### [Recorded data]

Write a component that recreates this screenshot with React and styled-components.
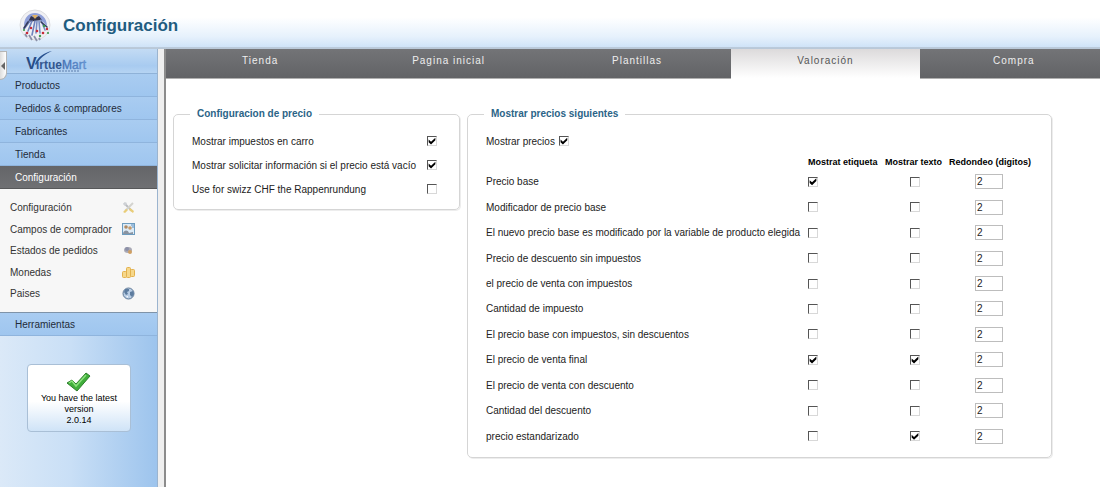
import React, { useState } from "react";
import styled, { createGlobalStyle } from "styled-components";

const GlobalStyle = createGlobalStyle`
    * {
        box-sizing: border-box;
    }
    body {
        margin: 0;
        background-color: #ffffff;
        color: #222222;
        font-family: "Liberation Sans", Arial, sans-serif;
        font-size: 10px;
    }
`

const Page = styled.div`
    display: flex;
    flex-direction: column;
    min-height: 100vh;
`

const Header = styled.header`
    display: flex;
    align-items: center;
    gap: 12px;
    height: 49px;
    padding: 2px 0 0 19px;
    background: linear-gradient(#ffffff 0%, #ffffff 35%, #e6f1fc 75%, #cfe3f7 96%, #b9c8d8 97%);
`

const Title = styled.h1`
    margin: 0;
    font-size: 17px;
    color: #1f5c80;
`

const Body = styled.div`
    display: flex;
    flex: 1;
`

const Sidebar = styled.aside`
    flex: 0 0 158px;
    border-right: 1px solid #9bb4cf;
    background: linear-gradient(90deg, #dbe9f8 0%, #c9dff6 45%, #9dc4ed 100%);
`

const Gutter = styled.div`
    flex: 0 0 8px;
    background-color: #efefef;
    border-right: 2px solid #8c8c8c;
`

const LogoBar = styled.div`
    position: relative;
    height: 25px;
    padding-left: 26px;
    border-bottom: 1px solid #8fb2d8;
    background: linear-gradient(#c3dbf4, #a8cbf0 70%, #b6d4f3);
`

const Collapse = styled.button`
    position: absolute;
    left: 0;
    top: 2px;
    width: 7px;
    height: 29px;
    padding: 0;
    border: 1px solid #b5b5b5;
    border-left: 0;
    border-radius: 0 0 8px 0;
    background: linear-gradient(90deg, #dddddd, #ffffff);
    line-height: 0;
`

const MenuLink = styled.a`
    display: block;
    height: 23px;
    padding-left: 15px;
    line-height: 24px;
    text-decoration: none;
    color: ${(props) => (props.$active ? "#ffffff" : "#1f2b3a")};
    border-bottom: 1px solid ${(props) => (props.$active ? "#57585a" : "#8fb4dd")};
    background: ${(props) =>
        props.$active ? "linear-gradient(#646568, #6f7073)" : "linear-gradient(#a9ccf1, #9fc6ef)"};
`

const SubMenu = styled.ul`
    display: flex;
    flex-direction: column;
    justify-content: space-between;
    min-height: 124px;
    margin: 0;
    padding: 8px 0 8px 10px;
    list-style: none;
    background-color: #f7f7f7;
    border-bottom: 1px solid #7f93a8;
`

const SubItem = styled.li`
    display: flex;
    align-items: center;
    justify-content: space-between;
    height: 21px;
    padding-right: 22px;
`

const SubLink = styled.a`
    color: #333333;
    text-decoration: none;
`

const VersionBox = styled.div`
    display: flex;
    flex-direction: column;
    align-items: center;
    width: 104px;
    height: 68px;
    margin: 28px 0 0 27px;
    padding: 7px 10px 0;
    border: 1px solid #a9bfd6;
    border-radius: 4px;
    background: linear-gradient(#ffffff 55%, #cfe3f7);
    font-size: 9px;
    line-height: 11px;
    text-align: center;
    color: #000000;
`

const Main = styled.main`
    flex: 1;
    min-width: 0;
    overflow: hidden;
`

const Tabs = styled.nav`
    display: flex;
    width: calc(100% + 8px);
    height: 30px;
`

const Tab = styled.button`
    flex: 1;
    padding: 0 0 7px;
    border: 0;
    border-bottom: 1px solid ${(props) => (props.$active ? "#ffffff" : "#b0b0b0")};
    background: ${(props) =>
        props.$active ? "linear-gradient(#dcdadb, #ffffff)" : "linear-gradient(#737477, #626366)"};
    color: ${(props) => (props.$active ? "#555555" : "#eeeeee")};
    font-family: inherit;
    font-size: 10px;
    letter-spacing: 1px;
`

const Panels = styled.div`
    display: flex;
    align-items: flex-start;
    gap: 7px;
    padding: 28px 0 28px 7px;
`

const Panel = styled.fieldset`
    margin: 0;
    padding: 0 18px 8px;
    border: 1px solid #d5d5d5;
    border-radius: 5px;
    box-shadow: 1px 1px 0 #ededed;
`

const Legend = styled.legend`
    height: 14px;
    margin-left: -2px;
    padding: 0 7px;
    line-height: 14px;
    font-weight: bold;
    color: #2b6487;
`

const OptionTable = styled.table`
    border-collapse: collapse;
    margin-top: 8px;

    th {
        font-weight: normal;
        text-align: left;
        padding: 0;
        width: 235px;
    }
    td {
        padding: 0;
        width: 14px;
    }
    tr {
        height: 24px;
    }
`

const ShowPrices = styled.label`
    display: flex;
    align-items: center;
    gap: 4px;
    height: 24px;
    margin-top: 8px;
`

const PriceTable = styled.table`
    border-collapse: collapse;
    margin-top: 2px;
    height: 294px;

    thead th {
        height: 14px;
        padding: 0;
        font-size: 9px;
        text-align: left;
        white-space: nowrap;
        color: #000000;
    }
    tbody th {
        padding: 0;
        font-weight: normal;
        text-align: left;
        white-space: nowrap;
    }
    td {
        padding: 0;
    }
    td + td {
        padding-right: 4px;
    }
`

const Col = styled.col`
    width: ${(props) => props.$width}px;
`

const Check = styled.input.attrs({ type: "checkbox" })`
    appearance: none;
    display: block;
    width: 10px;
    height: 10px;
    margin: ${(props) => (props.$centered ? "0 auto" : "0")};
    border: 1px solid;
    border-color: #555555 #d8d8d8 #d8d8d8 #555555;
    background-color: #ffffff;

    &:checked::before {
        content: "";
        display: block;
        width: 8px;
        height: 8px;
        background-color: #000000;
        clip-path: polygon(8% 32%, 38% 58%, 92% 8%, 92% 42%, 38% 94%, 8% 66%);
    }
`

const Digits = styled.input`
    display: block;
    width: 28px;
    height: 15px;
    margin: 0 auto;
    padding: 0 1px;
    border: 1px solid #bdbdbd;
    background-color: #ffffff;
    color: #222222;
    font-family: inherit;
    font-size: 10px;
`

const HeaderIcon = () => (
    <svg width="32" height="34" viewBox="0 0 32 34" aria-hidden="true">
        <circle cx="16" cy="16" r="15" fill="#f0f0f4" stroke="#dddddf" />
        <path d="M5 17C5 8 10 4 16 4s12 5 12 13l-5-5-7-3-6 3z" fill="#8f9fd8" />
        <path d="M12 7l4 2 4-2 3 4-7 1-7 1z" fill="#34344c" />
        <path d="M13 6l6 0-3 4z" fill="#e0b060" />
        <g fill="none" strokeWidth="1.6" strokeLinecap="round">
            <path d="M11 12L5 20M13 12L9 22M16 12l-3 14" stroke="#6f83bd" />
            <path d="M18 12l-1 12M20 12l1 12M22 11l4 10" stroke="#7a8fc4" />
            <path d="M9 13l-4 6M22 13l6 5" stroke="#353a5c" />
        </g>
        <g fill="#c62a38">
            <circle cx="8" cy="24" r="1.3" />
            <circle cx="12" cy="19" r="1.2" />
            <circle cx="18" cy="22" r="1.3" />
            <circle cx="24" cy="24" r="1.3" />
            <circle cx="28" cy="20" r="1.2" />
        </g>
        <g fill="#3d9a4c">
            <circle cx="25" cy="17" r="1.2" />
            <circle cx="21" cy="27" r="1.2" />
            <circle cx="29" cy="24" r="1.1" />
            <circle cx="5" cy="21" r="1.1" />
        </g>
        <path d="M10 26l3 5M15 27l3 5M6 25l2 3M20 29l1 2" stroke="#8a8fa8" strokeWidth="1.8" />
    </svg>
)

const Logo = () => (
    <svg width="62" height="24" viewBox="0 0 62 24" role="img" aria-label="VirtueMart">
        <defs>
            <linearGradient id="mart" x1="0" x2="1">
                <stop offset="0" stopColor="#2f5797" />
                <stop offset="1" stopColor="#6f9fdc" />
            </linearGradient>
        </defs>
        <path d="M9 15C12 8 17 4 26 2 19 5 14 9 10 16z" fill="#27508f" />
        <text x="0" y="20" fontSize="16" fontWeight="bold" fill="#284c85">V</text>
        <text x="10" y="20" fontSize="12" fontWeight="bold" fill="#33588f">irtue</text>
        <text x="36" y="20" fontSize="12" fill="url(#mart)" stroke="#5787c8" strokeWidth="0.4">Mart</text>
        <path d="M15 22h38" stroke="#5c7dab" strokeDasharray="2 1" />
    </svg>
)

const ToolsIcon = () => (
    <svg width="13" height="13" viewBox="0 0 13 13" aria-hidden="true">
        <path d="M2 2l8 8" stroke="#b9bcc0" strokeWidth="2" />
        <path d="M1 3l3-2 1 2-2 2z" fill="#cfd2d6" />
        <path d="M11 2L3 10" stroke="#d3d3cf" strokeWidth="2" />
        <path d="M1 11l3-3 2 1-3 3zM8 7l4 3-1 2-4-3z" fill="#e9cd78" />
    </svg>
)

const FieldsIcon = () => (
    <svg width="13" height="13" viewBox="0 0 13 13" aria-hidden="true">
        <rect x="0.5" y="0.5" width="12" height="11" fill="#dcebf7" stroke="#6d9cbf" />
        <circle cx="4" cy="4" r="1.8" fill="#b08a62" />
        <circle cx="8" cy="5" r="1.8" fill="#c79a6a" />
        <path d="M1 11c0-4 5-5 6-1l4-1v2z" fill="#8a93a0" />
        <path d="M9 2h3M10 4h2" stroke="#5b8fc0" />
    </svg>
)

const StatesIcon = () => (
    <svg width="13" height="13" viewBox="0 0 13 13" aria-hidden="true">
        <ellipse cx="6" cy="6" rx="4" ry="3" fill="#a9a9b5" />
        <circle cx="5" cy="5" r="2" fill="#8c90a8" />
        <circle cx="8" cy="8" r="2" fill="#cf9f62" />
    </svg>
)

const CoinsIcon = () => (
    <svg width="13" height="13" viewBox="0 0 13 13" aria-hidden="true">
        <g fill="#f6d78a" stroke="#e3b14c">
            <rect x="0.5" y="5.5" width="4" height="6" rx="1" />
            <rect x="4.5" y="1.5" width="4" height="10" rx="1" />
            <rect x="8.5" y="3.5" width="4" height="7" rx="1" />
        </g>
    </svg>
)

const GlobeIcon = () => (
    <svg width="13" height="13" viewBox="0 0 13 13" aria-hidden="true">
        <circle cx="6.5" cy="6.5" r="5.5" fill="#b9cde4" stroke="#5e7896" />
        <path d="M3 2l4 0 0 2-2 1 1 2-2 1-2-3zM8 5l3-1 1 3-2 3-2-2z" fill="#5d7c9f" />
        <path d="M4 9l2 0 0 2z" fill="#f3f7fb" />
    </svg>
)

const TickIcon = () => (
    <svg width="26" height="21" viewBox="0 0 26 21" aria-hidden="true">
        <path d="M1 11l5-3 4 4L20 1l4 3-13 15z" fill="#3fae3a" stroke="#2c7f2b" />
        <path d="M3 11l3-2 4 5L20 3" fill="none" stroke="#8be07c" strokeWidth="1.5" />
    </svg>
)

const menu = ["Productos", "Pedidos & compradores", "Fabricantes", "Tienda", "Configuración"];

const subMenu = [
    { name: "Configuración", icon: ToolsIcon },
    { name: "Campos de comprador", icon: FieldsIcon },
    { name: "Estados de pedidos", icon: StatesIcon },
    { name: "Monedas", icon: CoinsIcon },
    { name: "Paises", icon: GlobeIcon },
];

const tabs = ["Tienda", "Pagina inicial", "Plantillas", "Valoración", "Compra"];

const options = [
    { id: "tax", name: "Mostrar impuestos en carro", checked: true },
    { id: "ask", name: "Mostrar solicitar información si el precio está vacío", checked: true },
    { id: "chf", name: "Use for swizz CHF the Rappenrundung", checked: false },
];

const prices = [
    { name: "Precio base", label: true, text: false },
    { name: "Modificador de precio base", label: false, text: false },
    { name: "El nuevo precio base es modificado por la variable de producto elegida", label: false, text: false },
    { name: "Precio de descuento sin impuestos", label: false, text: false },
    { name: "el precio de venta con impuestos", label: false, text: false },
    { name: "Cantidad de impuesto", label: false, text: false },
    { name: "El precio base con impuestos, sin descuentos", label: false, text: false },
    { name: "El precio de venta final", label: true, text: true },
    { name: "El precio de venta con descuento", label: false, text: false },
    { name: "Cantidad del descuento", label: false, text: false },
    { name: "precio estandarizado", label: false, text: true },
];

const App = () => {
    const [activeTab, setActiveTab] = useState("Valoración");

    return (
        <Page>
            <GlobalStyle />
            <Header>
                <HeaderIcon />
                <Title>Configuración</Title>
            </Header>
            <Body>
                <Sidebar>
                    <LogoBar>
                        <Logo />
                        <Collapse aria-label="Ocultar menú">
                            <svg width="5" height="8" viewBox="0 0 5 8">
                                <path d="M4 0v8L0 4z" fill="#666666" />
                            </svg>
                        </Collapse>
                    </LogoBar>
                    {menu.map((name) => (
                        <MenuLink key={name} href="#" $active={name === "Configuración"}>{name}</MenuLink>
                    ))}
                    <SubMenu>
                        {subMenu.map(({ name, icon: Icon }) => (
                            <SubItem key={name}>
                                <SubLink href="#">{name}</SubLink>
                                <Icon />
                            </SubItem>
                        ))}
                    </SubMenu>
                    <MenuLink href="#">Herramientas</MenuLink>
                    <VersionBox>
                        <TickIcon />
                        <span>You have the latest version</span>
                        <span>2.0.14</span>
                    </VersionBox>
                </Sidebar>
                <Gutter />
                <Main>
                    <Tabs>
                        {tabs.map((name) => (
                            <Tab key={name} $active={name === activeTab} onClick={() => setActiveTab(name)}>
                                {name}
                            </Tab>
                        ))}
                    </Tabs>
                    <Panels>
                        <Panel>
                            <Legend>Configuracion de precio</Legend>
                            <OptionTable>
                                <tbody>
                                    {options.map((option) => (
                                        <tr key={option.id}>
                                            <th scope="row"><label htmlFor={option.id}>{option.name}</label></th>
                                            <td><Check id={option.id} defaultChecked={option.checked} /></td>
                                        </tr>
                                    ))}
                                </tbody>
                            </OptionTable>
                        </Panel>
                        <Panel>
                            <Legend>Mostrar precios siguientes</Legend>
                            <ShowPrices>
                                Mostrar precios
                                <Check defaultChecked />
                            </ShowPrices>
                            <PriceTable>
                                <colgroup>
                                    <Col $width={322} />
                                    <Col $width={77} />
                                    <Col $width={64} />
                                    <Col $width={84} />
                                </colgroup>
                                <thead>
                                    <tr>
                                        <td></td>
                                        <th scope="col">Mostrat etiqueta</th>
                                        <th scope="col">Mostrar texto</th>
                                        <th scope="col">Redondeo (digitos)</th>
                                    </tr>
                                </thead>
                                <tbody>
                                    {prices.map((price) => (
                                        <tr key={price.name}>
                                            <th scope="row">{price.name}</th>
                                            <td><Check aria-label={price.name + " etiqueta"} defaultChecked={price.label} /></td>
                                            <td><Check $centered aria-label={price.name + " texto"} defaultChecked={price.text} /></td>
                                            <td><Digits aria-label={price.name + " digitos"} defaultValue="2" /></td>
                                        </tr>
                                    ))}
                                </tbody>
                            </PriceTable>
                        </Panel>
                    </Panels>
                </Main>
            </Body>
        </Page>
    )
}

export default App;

### [The problem]
Read the data above and pull out each line that holds the string "React".

### [Response to this task]
Write a component that recreates this screenshot with React and styled-components.
import React, { useState } from "react";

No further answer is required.